Professor Jill Pell, director of Glasgow University’s Institute of Health & Wellbeing, warned the Scottish parliament's COVID-19 Recovery Committee that three of four “prongs” to curb infection have been removed.
“We have taken away the non-pharmaceutical interventions, such as the requirement for social distancing and mandatory facial coverings. We have also removed access to mass testing—that needs to be acknowledged—and we have removed the idea of having a supported shielding list. Therefore, we are left solely with vaccination.”
The Scottish National Party government responded with criminal complacency, with First Minister Nicola Sturgeon telling people to “be sensible and take precautions”, suggesting they wear a face covering in crowded indoor places while stressing it was no longer “a requirement”.
All COVID restrictions were removed in Wales in May.

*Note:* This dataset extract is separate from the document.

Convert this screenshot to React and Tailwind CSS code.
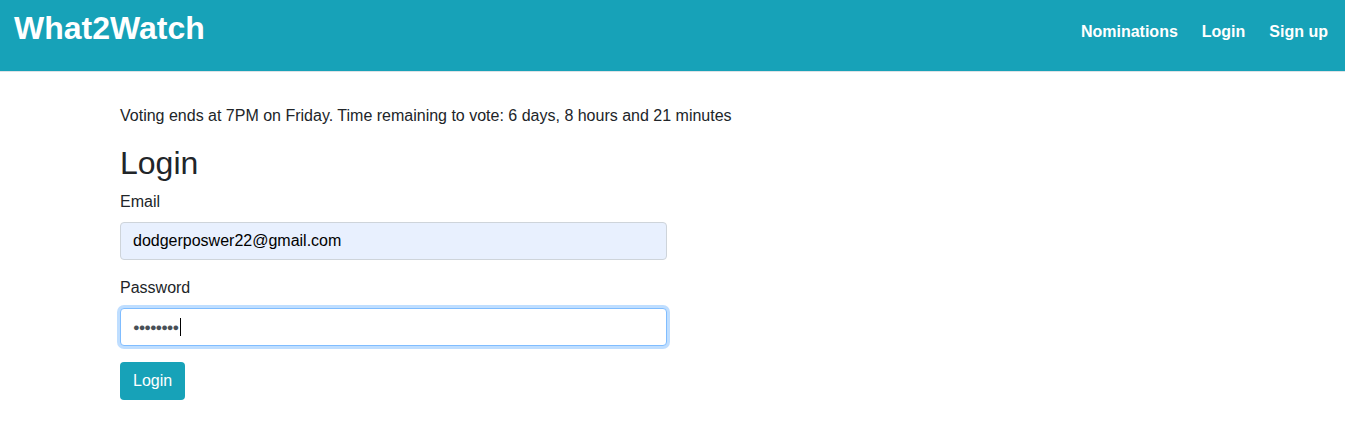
export default function App() {
  return (
    <div className="min-h-[425px] bg-white text-[#212529]" style={{ fontFamily: '"Liberation Sans", Arial, sans-serif' }}>
      <nav className="h-[72px] bg-[#17a2b8] border-b border-[#dee2e6] flex items-start justify-between pl-[14px] pr-[16px]">
        <div className="mt-[9px] text-[32px] leading-[38px] font-bold text-white">What2Watch</div>
        <div className="flex gap-[24px] mt-[20px] mr-px text-[16px] leading-[24px] font-bold text-white">
          <span>Nominations</span>
          <span>Login</span>
          <span>Sign up</span>
        </div>
      </nav>
      <div className="pl-[120px] pt-[32px]">
        <p className="text-[16px] leading-[24px] mb-[16px]">
          Voting ends at 7PM on Friday. Time remaining to vote: 6 days, 8 hours and 21 minutes
        </p>
        <h2 className="text-[32px] leading-[38px] font-normal mb-[8px]">Login</h2>
        <div className="w-[547px]">
          <div className="mb-[16px]">
            <label className="block text-[16px] leading-[24px] mb-[8px]">Email</label>
            <div className="h-[38px] rounded-[4px] border border-[#ced4da] bg-[#e8f0fe] px-[12px] flex items-center text-[16px] text-black">
              dodgerposwer22@gmail.com
            </div>
          </div>
          <div className="mb-[16px]">
            <label className="block text-[16px] leading-[24px] mb-[8px]">Password</label>
            <div className="h-[38px] rounded-[4px] border border-[#80bdff] shadow-[0_0_0_3px_rgba(0,123,255,0.25)] bg-white px-[12px] flex items-center text-[16px] text-[#495057]">
              <span className="text-[11px] tracking-[-1px]">●●●●●●●●</span>
              <span className="ml-[2px] w-px h-[18px] bg-black"></span>
            </div>
          </div>
          <button className="h-[38px] px-[13px] rounded-[4px] bg-[#17a2b8] text-white text-[16px] leading-[24px]">Login</button>
        </div>
      </div>
    </div>
  );
}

Labour First Minister Mark Drakeford claimed at the time, “we can move beyond the emergency response while still living safely with this virus.”
Professor Sir Jonathan Van-Tam, until recently deputy chief medical officer, summarised the Westminster government’s response. He told the BBC, “We just accept in the winter that, if you’ve got seasonal flu and you're poorly for a few days, it disrupts your life. And so I think we’ve got start to frame COVID in a little bit more of those terms,” adding, “people have got to learn to frame those risks for themselves.”
Even as the COVID pandemic enters a new surge, Britain is seeing a rise in monkeypox cases and the re-emergence of polio. There are 910 recorded cases of monkeypox—the bulk in London—with those affected reporting delays in the testing, tracing and vaccination response. Paul Hunter, professor of medicine at the University of East Anglia, commented, “At the moment there is no clear evidence that the current epidemic is coming under control.”
Last Wednesday, the UK Health and Security Agency announced evidence of polio transmission in London, declaring a national incident. Britain was declared polio-free in 2003. But the UKHSA is not planning on testing sewage nationally to establish its prevalence. Professor David Salisbury, from the WHO Global Commission for Certification of Polio Eradication, warned, “Without extensive national environmental poliovirus surveillance, it is not possible to know if this problem is more widespread.”
Bird flu, Lassa fever and Crimean-Congo haemorrhagic fever have all been detected in the UK this year. Professor Mark Woolhouse, University of Edinburgh professor of infectious disease epidemiology, told the Daily Telegraph Sunday, “The early 21st century has been a perfect storm for emerging infectious diseases, and everything is pointing towards the likelihood of more and more outbreaks. All the drivers of outbreaks are getting worse, not better, over time.”